Thresholds: Interview with Dr. Christine Mangan, Author

Sometimes you are at a threshold of a new phase in life, unknowingly, of course. You travel to the other end of the world, only to discover that this isn’t the only change nor the only exciting journey you are about to partake in. So much more was in store for Dr. Christine Mangan (former professor at AUD) when she was only beginning to adjust to her new life in Dubai. With a book contract and a potential movie project, Christine’s life changes overnight (literally). I’ll never forget the hypnotic look on Christine’s face one day, early in the morning after she had spent an entire night on a long-distance call with her editor:

“Morning Christine. How was last night?”

And that is when her nascent debut novel,
Tangerine, was destined to become an international bestseller, “the thriller that everyone will be talking about” (as put by Esquire). In this interview, Christine will be sharing some more details with us about her inspiration, experience, and incredible journey as one of the most successful contemporary authors–not to mention that she was the initial co-dreamer behind encouraging Indelible into existence!

Read a sample of
Tangerine here.
Click here for an
audio excerpt of the book.

  • As a writer, what are your sources of inspiration? Since when did you discover the novelist in you?

I have always wanted to be a writer, I just never actually thought that it was a possibility! Over the years, I’ve started work on one book, only to later abandon it for another, never managing to get to a point where anything felt finished or complete. After graduating from my PhD program, I had more of a sense of how to finish a longer piece of writing—and time! Following my graduation, during the months when I was applying for jobs, I also used that time to sit down and write—and finish—a novel. In terms of inspiration, the places that I travel to and the people that I meet there are probably the biggest sources of inspiration for my writing. Without visiting Tangier, Tangerine would most likely never have been written.

  • You were in Dubai, teaching at AUD at the time when the idea of “Indelible” occurred to you and Dr. Roula-Maria Dib. Tell us a bit about the early stages of the journal’s conception.

We noticed that there were a lot of students who wanted to be creative and only limited opportunities for them to do so at AUD. Both of us had a number of talented students, all of whom were eager for a space that would allow them the opportunity to be encouraged creatively.

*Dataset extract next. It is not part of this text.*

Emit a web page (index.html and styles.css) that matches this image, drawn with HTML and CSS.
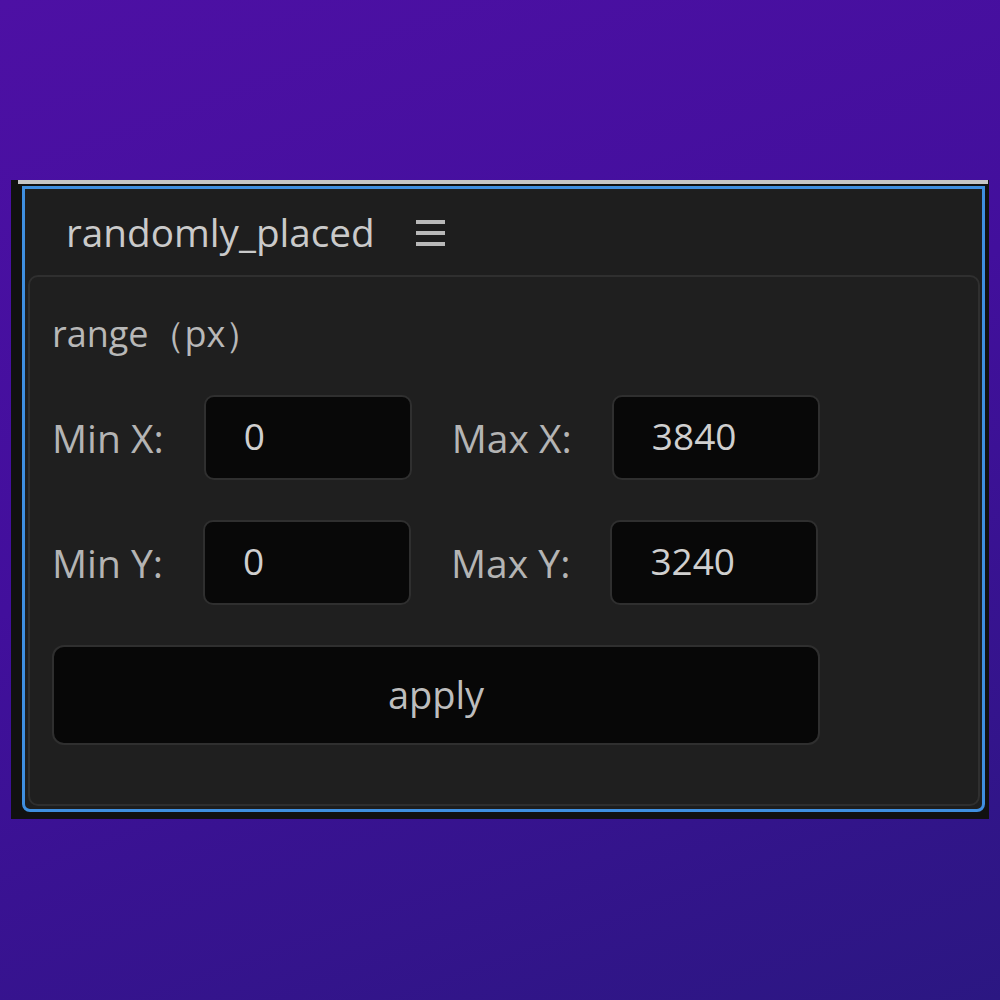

From there, we started to put together an idea for Indelible, a publication in which they could share their work with the rest of the AUD community.

  • How did you find your experience in Dubai, and in AUD specifically?

My experience working at AUD was unforgettable, namely because it afforded me the opportunity to visit a part of the world that I had never considered traveling to before. Once there, I was surprised to find just how much I enjoyed it and, in fact, there are still quite a few things that I miss about life in Dubai. I loved exploring the food culture of “old” Dubai, (like Al Reef Bakery and Bu Qtair), as well as the “new,” like Espresso Lab (my favorite coffee) and Stomping Grounds (the best fish and chips) and Mirzam (I still miss their chocolate). There is also such a strong sense of community in Dubai, and at AUD, because so many people come to the city from other places and I think ultimately that is what I enjoyed the most.

  • Your debut novel, Tangerine, was a huge success and an instant bestseller with thousands of readers across the globe. The novel has been dubbed as “unputdownable”, How would you describe this incredible journey?

It has been completely unexpected—and at times a bit overwhelming! I’m so grateful to have found such a wonderful agent who picked Tangerine from the slush pile and saw potential in it, not to mention my amazing editor and all the booksellers and readers who have embraced the novel.  

  • What are your future writing plans?

I am currently finishing work on my second novel, so hopefully there will be more news on that shortly. I have a few ideas already for the third—although I am not sure which one I will settle on just yet!

  • You have a passion for traveling—how would you describe yourself as a globetrotter? What are some of your most memorable travel experiences, and how do they influence your writing?

I think one of my most memorable travel experiences was a road trip through Transylvania. It was November and everything was covered in fog—including the roads—which made for quite an atmospheric experience. Also, my first trip to Morocco, where I took the overnight train from Marrakech to Tangier. It was early summer, there had been a heatwave and the train had been sitting under the hot sun all day, which meant the air conditioning couldn’t catch up. Added to that, the windows were all locked shut, despite the train attendant’s best attempts to open them. In the end, all he could do was offer a bottle of water to everyone and then disappear into his own compartment for the night. There was a lot of shouting, a lot of tears, and while it wasn’t a particularly comfortable ride, it was definitely a memorable one.

Experiences like these not only provide a source of inspiration, but also encourage me to write as well. I oftentimes find that writing—particularly first drafts—come to me more naturally when I’m on the road.

  • Who are your favorite authors, and what books have you read lately?

My favorite authors include Daphne du Maurier,  the Brontë sisters, Sarah Waters, Tana French and Anthony Quinn. Books that I’ve enjoyed recently include Social Creature, by Tara Isabella Burton, A Certain Smile, by Francoise Sagan, and French Girl with Mother by Norman Ollestad.